The third tab shows you a breakdown of the species’ taxonomy. You can use this feature to see how your species relates to others that may interest you.


This tab shows you a species’ conservation status – i.e. whether it’s listed as endangered or threatened in any region. The Vermont Atlas of Life team is responsible for keeping these listings up to date in Vermont, including a species’ s-rank and state endangered species status. Below conservation status is a list showing how the species became established in a particular area. “Introduced” means that human activity facilitated its arrival, while “native” means that it arrived without human help. This tab can help you understand how your species arrived in an area and whether its persistence is uncertain in a particular region.

Species ranking from VT Fish & Wildlife Dept.

Similar species

Sometimes you may come across a species with one or more doppelgangers. By using this tab, you can see a list of other species considered visually similar or who are frequently confused with the species you’re exploring.

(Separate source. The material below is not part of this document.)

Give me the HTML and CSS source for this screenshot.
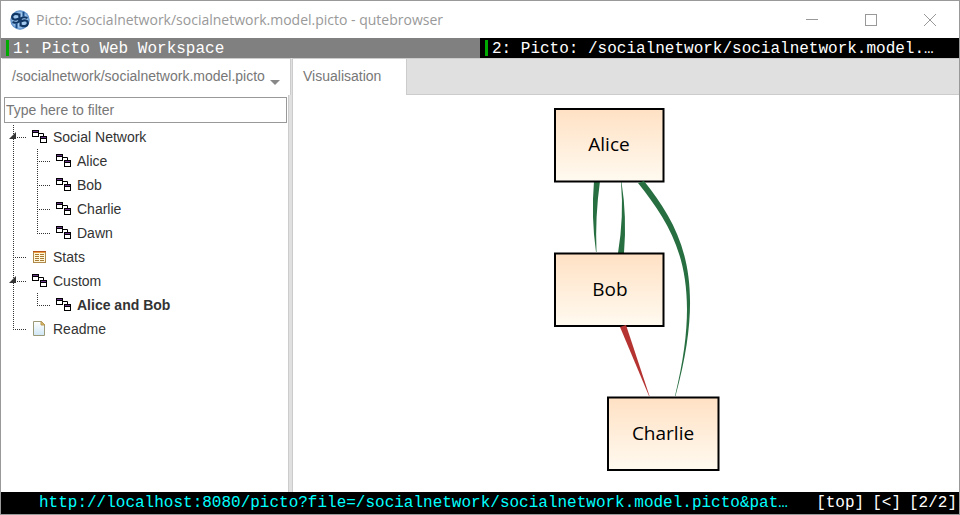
FILE: index.html
```html
<!DOCTYPE html>
<html lang="en">
<head>
<meta charset="utf-8">
<title>Picto: /socialnetwork/socialnetwork.model.picto - qutebrowser</title>
<link rel="stylesheet" href="styles.css">
</head>
<body>
<svg class="sprites" aria-hidden="true">
  <symbol id="graph" viewBox="0 0 16 16">
    <path d="M7 4.500H11.500V7" fill="none" stroke="#000"/>
    <rect x=".5" y="1.500" width="6" height="6" fill="#fff" stroke="#000"/>
    <rect x="1" y="2" width="5" height="1" fill="#6b3a8c"/>
    <path d="M1 3.500H6" stroke="#000"/>
    <rect x="8.500" y="7.500" width="6" height="6" fill="#fff" stroke="#000"/>
    <rect x="9" y="8" width="5" height="1" fill="#6b3a8c"/>
    <path d="M9 9.500H14" stroke="#000"/>
  </symbol>
  <symbol id="table" viewBox="0 0 16 16">
    <rect x="1.500" y="2.500" width="12" height="11" fill="#fff7dc" stroke="#b08a4a"/>
    <path d="M1 2.500H14" stroke="#b5541c"/>
    <path d="M2 3.500H13" stroke="#f0a040"/>
    <path d="M3 5.500H7M8 5.500H12M3 7.500H7M8 7.500H12M3 9.500H7M8 9.500H12M3 11.500H7M8 11.500H12" stroke="#a87a32"/>
  </symbol>
  <symbol id="page" viewBox="0 0 16 16">
    <linearGradient id="sheet" x2="0" y2="1"><stop offset="0" stop-color="#fff"/><stop offset="1" stop-color="#cfe6f5"/></linearGradient>
    <path d="M1.500 .5H9.500L12.500 3.500V14.500H1.500Z" fill="url(#sheet)" stroke="#9b9a78"/>
    <path d="M9 .5V4H13Z" fill="#dfb967" stroke="#b99a52"/>
  </symbol>
</svg>
<div class="window">
  <header class="titlebar">
    <svg class="logo" viewBox="0 0 20 20" aria-hidden="true">
      <radialGradient id="orb"><stop offset="0" stop-color="#b9dbfa"/><stop offset=".75" stop-color="#9cc4ec"/><stop offset="1" stop-color="#477fbd"/></radialGradient>
      <circle cx="10" cy="10" r="9.700" fill="url(#orb)"/>
      <path d="M8.800 4.600C5.500 3 2.300 4.200 2.200 6.800C2.200 9.800 5.500 10.300 8.500 8.800M9.400 3.500V10C9.400 12.500 6.500 13.600 2.500 12M10.600 16.500V10C10.600 7.500 13.500 6.400 17.500 8M11.200 15.400C14.500 17 17.700 15.800 17.800 13.200C17.800 10.200 14.500 9.700 11.500 11.200" fill="none" stroke="#103765" stroke-width="2.200"/>
      <path d="M13.500 2V6.500M6.500 18V13.500" stroke="#174b85" stroke-width="2"/>
    </svg>
    <h1 class="caption">Picto: /socialnetwork/socialnetwork.model.picto - qutebrowser</h1>
    <button class="control" aria-label="Minimise"><svg viewBox="0 0 12 12"><path d="M0 5.500H12"/></svg></button>
    <button class="control" aria-label="Maximise"><svg viewBox="0 0 12 12"><rect x=".5" y=".5" width="11" height="11"/></svg></button>
    <button class="control" aria-label="Close"><svg viewBox="0 0 12 12"><path d="M0 0L12 12M12 0L0 12"/></svg></button>
  </header>
  <nav class="tabs">
    <a class="tab" href="#workspace">1: Picto Web Workspace</a>
    <a class="tab current" href="#picto">2: Picto: /socialnetwork/socialnetwork.model.…</a>
  </nav>
  <main class="panes">
    <aside class="side">
      <div class="side-head"><button class="file-tab"><span>/socialnetwork/socialnetwork.model.picto</span><i class="caret"></i></button></div>
      <div class="side-body">
        <input class="filter" type="text" placeholder="Type here to filter" aria-label="Filter views">
        <ul class="tree">
          <li>
            <div class="row"><button class="toggle" aria-label="Collapse Social Network"></button><svg class="icon"><use href="#graph"/></svg><a href="#n1">Social Network</a></div>
            <ul class="branch">
              <li class="row"><svg class="icon"><use href="#graph"/></svg><a href="#n2">Alice</a></li>
              <li class="row"><svg class="icon"><use href="#graph"/></svg><a href="#n3">Bob</a></li>
              <li class="row"><svg class="icon"><use href="#graph"/></svg><a href="#n4">Charlie</a></li>
              <li class="row"><svg class="icon"><use href="#graph"/></svg><a href="#n5">Dawn</a></li>
            </ul>
          </li>
          <li class="row"><svg class="icon"><use href="#table"/></svg><a href="#n6">Stats</a></li>
          <li>
            <div class="row"><button class="toggle" aria-label="Collapse Custom"></button><svg class="icon"><use href="#graph"/></svg><a href="#n7">Custom</a></div>
            <ul class="branch">
              <li class="row"><svg class="icon"><use href="#graph"/></svg><a class="active" href="#n8">Alice and Bob</a></li>
            </ul>
          </li>
          <li class="row"><svg class="icon"><use href="#page"/></svg><a href="#n9">Readme</a></li>
        </ul>
      </div>
    </aside>
    <section class="view">
      <div class="view-head"><button class="view-tab">Visualisation</button></div>
      <div class="canvas">
        <svg class="diagram" viewBox="0 0 168 364" role="img" aria-label="Social network of Alice, Bob and Charlie">
          <linearGradient id="peach" x2="0" y2="1"><stop offset="0" stop-color="#ffe1c4"/><stop offset="1" stop-color="#fffaf0"/></linearGradient>
          <g fill="#276e41">
            <path d="M41 74H47Q42 110 43.500 145H43Q38 110 41 74Z"/>
            <path d="M68 75H68.500Q74 110 71 146H65Q71 110 68 75Z"/>
          </g>
          <g class="node">
            <rect x="2" y="2" width="108.500" height="72.500"/>
            <rect x="2" y="146.500" width="108.500" height="72.500"/>
            <rect x="55" y="290.500" width="110.500" height="72.500"/>
          </g>
          <path d="M91 74C128 121 155 170 122.500 289H122C151 170 123 124 85 76Z" fill="#276e41"/>
          <path d="M67 220L73 218L96.500 289H96Z" fill="#b53331"/>
          <g class="names">
            <text x="56" y="44">Alice</text>
            <text x="57" y="189">Bob</text>
            <text x="110" y="333">Charlie</text>
          </g>
        </svg>
      </div>
    </section>
  </main>
  <footer class="status">
    <span class="url">http://localhost:8080/picto?file=/socialnetwork/socialnetwork.model.picto&amp;pat…</span>
    <span>[top]</span><span>[&lt;]</span><span>[2/2]</span>
  </footer>
</div>
</body>
</html>
```
FILE: styles.css
```css
* { box-sizing: border-box; }
body { margin: 0; font: 14px/24px "Liberation Sans", Arial, sans-serif; color: #333; }
button { padding: 0; border: 0; background: none; font: inherit; color: inherit; }
a { color: inherit; text-decoration: none; }
ul { margin: 0; padding: 0; list-style: none; }
.sprites { position: absolute; width: 0; height: 0; }
.window { display: flex; flex-direction: column; min-height: 100vh; border: 1px solid #999; background: #fff; }

.titlebar { display: flex; align-items: center; height: 37px; padding-left: 9px; }
.logo { width: 20px; height: 20px; flex: none; }
.caption { flex: 1; margin: 0 0 0 6px; font: 14px/24px "Open Sans", sans-serif; color: #999; white-space: nowrap; }
.control { display: flex; justify-content: center; width: 59px; }
.control svg { width: 12px; height: 12px; fill: none; stroke: #999; }

.tabs, .status { font: 16px/22px "Liberation Mono", monospace; color: #fff; }
.tabs { display: flex; }
.tab { flex: 1 1 0; min-width: 0; padding: 0 6px 0 12px; height: 20px; overflow: hidden; white-space: nowrap; text-overflow: ellipsis; background: linear-gradient(#0a0, #0a0) 5px 2px / 3px 16px no-repeat #808080; }
.tab.current { background-color: #000; }

.panes { display: flex; flex: 1; padding-left: 1px; }
.side { display: flex; flex-direction: column; width: 291px; flex: none; border-right: 1px solid #ccc; background: #e0e0e0; }
.side-head { height: 37px; }
.file-tab { display: flex; align-items: center; width: 289px; height: 37px; padding: 0 10px 2px; border-top: 1px solid #ccc; border-right: 1px solid #ccc; background: #fff; color: #777; white-space: nowrap; }
.caret { margin: 12px 0 0 5px; border: 5px solid transparent; border-top-color: #888; border-bottom: 0; }
.side-body { flex: 1; width: 287px; padding: 2px 1px 0 2px; border-right: 1px solid #ccc; background: #fff; }
.filter { display: block; width: 283px; height: 26px; padding: 0 1px; border: 1px solid #999; font: inherit; }
.filter::placeholder { color: #777; opacity: 1; }
.tree { margin: 2px 0 0 9px; }
.tree, .branch { background: repeating-linear-gradient(#333 0 1px, transparent 1px 2px) 0 0 / 1px calc(100% - 12px) no-repeat; }
.branch { margin-left: 24px; }
.row { position: relative; display: flex; align-items: center; height: 24px; }
.row::before { content: ""; width: 13px; height: 1px; margin-right: 6px; background: repeating-linear-gradient(90deg, #333 0 1px, transparent 1px 2px); }
.toggle { position: absolute; left: -4px; top: 7px; width: 7px; height: 7px; background: #333; clip-path: polygon(100% 0, 100% 100%, 0 100%); }
.icon { width: 16px; height: 16px; margin-right: 5px; }
.active { font-weight: bold; }

.view { display: flex; flex-direction: column; flex: 1; min-width: 0; }
.view-head { height: 37px; border-top: 1px solid #ccc; border-bottom: 1px solid #ccc; background: #e0e0e0; }
.view-tab { width: 114px; height: 36px; padding: 0 0 2px 10px; border-right: 1px solid #ccc; background: #fff; color: #777; text-align: left; }
.canvas { display: flex; flex: 1; justify-content: center; align-items: flex-start; padding: 12px 0 0 22px; }
.diagram { width: 168px; height: 364px; }
.node { fill: url(#peach); stroke: #000; stroke-width: 2px; }
.names { font: 19px "Open Sans", sans-serif; fill: #000; text-anchor: middle; }

.status { display: flex; gap: 8px; height: 22px; padding: 0 2px 0 38px; background: #000; white-space: nowrap; }
.url { flex: 1; min-width: 0; overflow: hidden; text-overflow: ellipsis; color: #0ff; }
```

“Trends” can help you figure out which species were seen in your area most recently. This feature does not exist on a species-level Taxa Info page. It’s only accessible through a higher taxonomic order because it examines a range of species. For example, one could use this feature to see which butterfly species were recently seen nearby.

To access “Trends”, return to the “Taxonomy” tab on the species’ Taxa Info page. Click on a higher, broader taxonomic level. For example, if on the page for Monarch butterflies, click on the taxonomic level that just says “Butterflies”. Once iNaturalist brings you to the “Butterfly” page, scroll down to where the map is located. There is a tab that says “Trends” to the right of “Map”. When you click on “Trends” it should display all species seen in that area over the last month. This is great to use when figuring out what plants and animals are active in your area.


I realize that this is a lot of information, so please don’t hesitate to reach out if you have any questions or need help navigating any of these features. Once you get comfortable using it, Taxa Info is a great way to learn more about species. If you are a student or a teacher, it is also a great way to gather information for projects.

TTT Task of the Week

This week I encourage you to spend some time exploring the Taxa Info for a particular species. Maybe it’s one that you see in your backyard all the time or maybe it’s just one that has always interested you. The choice is yours! Bonus: find some cool facts to share with others during the upcoming holidays. I always find that some well-placed shark trivia really livens up discussion and can help defuse tense moments.

One final announcement: I’m very grateful for all of the wonderful feedback TTT has received so far! In an effort to continue ensuring that TTT stays relevant to your interests, I want to invite you to submit topic suggestions if you have burning questions you want answered. Just send me a message!

Thank you for helping us map Vermont’s biodiversity and happy observing!

Posted on 26 November, 2019 20:02 by emilyanderson2 emilyanderson2


Wow! What a wealth of information. Among other useful features, the taxonomy tab will be particularly helpful if I want to pick the next more general level taxon in making an ID. Thank you!

Posted by cgbb2004 about 4 years ago

You're welcome! That's a great way to use the taxonomy tab!